3. An adjustable exercise bicycle as in claim 2, wherein said seat shoe has at least one flat side and said wherein said seat adjusting slot has at least one flat side corresponding to the flat side of said seat shoe.

4. An adjustable exercise bicycle as in claim 2, wherein said seat adjusting slot has a recessed guiding slot adapted to receive the lower portion of said seat shoe.

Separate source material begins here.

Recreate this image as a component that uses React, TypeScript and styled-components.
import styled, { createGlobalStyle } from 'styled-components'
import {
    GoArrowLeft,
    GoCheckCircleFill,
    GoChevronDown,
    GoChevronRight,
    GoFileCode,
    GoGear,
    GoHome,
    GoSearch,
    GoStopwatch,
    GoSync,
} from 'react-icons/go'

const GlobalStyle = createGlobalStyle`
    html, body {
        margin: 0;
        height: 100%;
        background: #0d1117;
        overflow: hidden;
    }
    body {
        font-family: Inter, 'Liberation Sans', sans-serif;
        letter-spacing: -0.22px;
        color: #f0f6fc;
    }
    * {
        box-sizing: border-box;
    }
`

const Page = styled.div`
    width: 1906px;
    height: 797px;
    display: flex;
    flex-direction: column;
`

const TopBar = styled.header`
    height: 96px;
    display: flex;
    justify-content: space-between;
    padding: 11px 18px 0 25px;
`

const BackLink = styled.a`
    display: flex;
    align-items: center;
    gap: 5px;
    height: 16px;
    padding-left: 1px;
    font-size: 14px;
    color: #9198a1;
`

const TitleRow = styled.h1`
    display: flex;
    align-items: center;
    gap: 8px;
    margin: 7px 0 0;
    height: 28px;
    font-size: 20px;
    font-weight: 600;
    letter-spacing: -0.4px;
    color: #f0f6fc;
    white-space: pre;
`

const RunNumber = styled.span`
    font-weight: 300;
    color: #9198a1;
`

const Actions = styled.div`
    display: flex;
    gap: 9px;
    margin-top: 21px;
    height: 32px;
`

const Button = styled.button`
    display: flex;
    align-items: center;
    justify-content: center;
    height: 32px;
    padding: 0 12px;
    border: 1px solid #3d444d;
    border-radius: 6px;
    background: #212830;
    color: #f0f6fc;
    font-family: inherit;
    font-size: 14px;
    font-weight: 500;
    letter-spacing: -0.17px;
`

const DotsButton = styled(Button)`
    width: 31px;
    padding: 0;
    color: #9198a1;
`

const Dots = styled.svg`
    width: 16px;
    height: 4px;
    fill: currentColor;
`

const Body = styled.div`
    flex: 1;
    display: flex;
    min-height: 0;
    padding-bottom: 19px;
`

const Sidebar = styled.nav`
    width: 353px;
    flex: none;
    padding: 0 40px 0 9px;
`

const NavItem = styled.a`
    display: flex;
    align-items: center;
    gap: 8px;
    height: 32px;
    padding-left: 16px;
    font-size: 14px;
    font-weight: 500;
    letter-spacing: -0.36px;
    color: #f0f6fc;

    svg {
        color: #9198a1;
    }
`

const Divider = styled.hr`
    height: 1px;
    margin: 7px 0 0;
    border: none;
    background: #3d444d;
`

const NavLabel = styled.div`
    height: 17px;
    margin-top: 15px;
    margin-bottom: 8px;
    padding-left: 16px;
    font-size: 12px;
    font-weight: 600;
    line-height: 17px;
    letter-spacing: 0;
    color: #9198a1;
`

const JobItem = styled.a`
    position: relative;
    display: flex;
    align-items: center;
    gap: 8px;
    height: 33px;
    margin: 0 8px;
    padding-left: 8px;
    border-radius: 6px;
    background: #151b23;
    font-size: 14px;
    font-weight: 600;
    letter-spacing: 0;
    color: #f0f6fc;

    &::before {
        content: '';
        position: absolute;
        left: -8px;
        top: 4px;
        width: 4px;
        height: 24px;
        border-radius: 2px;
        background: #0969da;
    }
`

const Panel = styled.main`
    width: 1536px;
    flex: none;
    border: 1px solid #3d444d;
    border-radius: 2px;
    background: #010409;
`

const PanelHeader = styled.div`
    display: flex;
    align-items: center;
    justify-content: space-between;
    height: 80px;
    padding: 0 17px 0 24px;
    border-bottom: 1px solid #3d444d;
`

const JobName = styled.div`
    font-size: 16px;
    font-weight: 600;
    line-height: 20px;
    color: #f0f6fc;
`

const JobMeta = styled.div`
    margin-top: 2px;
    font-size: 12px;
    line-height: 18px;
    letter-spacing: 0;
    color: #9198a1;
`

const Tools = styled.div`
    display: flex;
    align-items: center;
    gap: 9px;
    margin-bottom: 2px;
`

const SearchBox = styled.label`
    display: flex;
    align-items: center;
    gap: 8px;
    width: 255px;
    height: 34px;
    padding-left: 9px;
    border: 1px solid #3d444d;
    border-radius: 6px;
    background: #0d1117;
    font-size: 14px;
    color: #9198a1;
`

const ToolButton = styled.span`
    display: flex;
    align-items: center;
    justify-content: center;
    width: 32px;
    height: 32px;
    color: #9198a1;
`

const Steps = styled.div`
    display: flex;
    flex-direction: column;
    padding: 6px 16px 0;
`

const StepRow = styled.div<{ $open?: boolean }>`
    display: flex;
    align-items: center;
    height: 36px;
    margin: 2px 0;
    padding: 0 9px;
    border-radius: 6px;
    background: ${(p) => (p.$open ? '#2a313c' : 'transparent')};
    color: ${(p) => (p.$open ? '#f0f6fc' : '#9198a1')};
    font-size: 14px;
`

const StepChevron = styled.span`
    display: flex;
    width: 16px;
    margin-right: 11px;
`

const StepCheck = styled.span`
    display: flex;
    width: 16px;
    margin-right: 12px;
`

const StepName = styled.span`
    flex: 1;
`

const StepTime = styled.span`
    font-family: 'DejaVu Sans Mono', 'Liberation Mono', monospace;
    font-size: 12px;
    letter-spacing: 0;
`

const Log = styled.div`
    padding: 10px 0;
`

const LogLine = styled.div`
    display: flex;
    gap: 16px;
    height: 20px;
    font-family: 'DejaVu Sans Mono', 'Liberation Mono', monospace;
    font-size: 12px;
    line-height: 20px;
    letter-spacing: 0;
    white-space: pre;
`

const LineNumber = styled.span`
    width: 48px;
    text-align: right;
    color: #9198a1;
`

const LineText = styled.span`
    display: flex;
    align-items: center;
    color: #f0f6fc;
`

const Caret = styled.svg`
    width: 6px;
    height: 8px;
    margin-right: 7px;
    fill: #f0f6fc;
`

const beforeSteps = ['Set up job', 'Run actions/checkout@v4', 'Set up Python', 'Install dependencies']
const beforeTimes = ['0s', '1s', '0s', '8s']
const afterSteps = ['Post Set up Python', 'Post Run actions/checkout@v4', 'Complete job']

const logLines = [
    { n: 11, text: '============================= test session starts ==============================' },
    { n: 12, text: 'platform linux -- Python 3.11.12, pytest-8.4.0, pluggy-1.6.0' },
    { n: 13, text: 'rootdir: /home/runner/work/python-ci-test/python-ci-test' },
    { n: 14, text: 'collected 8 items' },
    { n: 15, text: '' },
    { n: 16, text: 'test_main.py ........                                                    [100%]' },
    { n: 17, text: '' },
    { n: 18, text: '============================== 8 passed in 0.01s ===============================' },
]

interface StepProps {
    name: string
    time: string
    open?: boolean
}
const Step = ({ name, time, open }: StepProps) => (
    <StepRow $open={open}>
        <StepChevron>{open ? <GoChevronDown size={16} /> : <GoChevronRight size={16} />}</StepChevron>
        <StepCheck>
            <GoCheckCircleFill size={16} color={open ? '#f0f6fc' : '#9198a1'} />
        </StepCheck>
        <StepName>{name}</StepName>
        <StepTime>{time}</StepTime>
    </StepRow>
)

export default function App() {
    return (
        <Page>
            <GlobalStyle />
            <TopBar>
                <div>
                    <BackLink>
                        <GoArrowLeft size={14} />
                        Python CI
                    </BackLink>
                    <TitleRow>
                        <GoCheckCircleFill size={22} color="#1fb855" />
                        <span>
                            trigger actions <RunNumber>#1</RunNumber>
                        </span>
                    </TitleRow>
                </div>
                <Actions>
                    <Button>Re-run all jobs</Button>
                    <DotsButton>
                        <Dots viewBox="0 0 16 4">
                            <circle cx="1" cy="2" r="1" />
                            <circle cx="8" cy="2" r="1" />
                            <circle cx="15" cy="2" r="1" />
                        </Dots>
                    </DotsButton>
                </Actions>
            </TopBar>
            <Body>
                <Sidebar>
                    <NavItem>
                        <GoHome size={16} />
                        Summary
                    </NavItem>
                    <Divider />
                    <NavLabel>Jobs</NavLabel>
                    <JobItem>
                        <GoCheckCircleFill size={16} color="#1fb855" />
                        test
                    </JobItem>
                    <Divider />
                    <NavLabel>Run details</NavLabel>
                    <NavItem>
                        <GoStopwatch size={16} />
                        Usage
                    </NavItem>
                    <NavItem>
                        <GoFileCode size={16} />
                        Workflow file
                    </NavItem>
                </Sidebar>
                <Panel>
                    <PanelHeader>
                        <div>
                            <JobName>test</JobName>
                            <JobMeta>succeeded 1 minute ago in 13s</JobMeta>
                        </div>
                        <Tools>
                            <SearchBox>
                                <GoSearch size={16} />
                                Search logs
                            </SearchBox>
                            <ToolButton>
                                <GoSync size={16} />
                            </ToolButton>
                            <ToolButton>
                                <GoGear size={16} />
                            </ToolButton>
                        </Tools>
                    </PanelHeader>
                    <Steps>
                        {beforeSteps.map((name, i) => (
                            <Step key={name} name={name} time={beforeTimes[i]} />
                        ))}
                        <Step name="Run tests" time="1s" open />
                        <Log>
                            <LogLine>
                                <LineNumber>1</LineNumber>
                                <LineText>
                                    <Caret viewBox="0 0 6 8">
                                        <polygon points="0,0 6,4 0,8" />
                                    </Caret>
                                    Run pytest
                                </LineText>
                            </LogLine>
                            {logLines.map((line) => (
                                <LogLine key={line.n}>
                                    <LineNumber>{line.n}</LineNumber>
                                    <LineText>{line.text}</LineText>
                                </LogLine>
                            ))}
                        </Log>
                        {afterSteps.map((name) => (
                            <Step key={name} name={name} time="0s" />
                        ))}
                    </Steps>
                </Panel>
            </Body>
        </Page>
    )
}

5. An adjustable exercise bicycle, comprising:

(a) a frame, said frame supporting and attached to a seat, handlebars and a flywheel, also comprising pedals rotatably attached to said frame and operatively connected to said flywheel;

(b) an adjustable abutment mechanically in contact with said flywheel;

wherein said handlebars are attached to a handlebar seat horizontal adjusting means having a threaded hole therein;

further comprising a handlebar horizontal support attached on top of a handlebar tube, said handlebar support having a longitudinal groove therein;

a quick-release handle having a threaded shaft, wherein said threaded shaft is adapted to be threadedly inserted into said hole of the handlebar seat horizontal adjusting means;

wherein said handlebars are horizontally slidably adjustable in said longitudinal groove of said handlebar support.

6. An adjustable exercise bicycle as in claim 5, wherein said handlebar seat horizontal adjusting means has lower beveled parallel edges and wherein said handlebar horizontal support has corresponding upper beveled parallel edges.

7. An adjustable exercise bicycle as in claim 5, wherein said adjustable abutment comprises a pad having a lower surface made of patent leather.